WHAT YOU HAVE TO DO: List each line holding the string "this".

---------- DATA SHOWN ----------

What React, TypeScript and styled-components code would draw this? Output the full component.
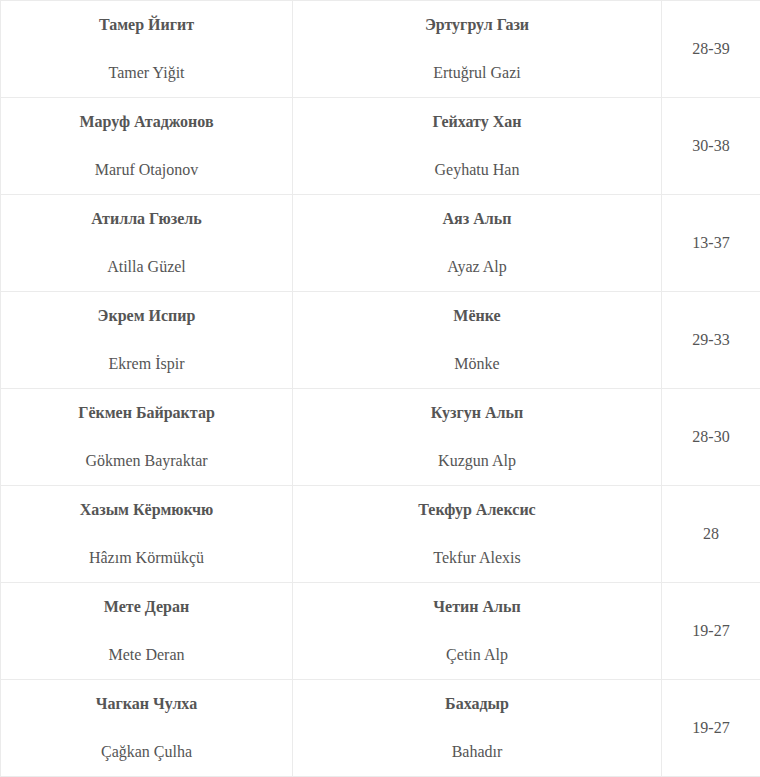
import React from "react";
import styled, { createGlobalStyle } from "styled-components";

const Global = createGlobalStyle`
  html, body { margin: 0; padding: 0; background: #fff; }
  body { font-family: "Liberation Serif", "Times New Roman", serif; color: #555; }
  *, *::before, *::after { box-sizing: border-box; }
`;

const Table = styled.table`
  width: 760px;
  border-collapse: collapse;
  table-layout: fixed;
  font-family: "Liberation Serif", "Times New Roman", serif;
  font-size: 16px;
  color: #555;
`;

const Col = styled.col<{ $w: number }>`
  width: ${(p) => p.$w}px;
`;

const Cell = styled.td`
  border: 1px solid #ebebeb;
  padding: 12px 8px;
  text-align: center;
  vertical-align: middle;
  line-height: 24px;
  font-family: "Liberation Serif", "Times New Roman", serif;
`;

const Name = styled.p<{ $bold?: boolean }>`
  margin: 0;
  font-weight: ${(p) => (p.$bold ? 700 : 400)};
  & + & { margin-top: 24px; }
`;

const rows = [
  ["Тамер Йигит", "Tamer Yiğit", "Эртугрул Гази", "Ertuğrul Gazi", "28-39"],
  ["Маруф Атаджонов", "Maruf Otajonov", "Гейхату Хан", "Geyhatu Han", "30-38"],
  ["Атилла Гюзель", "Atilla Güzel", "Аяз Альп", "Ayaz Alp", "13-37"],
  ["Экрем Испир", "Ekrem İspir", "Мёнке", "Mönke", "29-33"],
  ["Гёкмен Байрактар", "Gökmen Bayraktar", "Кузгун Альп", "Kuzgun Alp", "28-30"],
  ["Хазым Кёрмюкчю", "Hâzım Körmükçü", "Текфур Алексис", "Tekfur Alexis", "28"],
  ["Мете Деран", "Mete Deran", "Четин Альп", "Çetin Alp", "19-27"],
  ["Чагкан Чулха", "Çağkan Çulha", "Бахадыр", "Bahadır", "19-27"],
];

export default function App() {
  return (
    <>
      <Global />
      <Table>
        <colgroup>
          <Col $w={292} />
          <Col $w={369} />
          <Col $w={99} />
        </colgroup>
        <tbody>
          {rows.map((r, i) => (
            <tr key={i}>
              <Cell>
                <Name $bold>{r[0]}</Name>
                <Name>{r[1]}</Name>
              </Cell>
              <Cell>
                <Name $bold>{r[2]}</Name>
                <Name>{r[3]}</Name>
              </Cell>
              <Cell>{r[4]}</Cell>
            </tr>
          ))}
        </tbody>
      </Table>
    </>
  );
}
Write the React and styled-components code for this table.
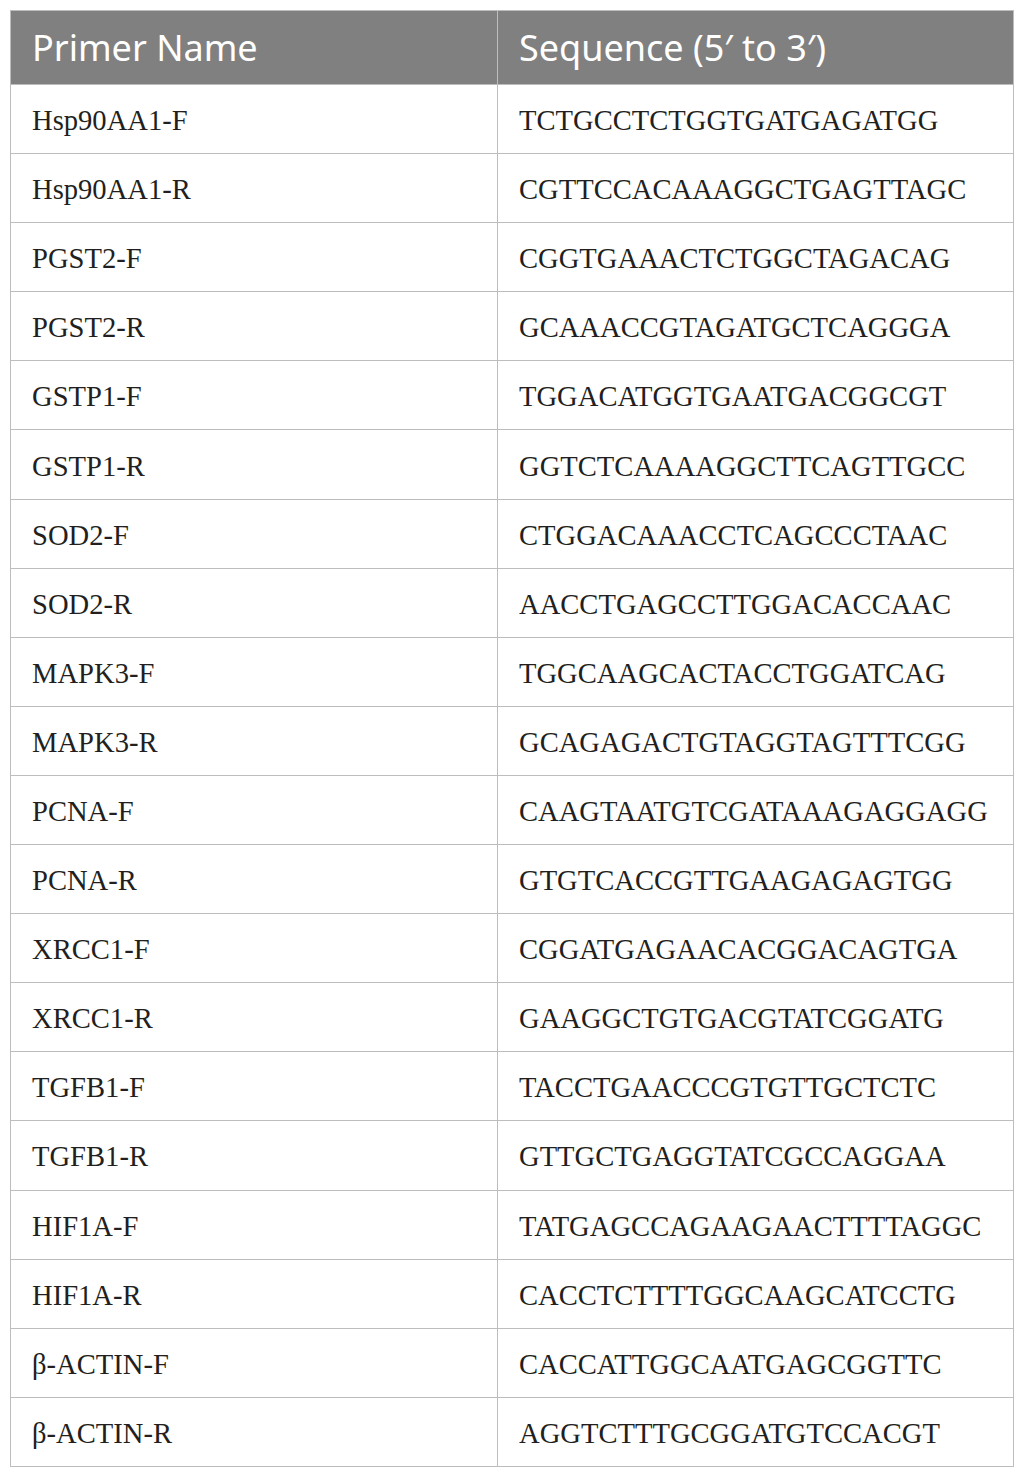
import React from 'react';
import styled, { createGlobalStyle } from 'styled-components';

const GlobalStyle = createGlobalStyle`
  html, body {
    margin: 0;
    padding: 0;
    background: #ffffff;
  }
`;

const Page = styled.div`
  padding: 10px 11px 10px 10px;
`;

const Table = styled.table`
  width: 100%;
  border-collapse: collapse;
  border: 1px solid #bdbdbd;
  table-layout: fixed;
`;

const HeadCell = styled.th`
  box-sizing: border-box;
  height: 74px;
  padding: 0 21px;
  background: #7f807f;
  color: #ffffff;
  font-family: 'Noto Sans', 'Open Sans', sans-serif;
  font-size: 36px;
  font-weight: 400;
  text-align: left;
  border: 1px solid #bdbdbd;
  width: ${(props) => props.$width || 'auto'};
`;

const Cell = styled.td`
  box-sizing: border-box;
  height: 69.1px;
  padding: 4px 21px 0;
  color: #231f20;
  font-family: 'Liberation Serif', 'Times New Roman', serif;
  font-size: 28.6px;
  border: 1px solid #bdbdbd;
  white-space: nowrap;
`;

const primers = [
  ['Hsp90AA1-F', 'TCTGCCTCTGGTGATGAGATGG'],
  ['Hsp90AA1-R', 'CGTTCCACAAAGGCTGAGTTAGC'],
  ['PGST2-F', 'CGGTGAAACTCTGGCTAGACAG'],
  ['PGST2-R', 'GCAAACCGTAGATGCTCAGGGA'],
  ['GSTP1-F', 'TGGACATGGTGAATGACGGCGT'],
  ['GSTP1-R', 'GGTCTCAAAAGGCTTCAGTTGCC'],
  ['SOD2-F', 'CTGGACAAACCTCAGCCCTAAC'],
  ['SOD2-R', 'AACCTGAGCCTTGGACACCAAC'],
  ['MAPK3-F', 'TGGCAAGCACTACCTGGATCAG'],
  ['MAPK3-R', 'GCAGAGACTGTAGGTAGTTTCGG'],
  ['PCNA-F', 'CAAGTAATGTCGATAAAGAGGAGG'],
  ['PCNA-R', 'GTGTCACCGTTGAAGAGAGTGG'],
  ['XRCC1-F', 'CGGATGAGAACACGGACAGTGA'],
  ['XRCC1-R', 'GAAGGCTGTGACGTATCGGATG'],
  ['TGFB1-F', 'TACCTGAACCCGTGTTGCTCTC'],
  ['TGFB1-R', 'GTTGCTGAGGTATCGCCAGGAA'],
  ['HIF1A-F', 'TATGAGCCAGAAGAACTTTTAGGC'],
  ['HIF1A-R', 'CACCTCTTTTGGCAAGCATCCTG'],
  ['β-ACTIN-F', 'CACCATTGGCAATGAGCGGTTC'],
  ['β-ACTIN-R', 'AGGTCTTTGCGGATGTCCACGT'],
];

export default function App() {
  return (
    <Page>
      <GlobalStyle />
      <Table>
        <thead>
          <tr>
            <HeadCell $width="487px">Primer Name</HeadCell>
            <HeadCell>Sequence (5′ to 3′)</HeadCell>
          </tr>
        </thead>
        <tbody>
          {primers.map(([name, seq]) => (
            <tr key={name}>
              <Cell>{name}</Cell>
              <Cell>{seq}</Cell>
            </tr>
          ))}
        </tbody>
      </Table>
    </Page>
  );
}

----------

THE COMPLETED TASK:
What React, TypeScript and styled-components code would draw this? Output the full component.
Write the React and styled-components code for this table.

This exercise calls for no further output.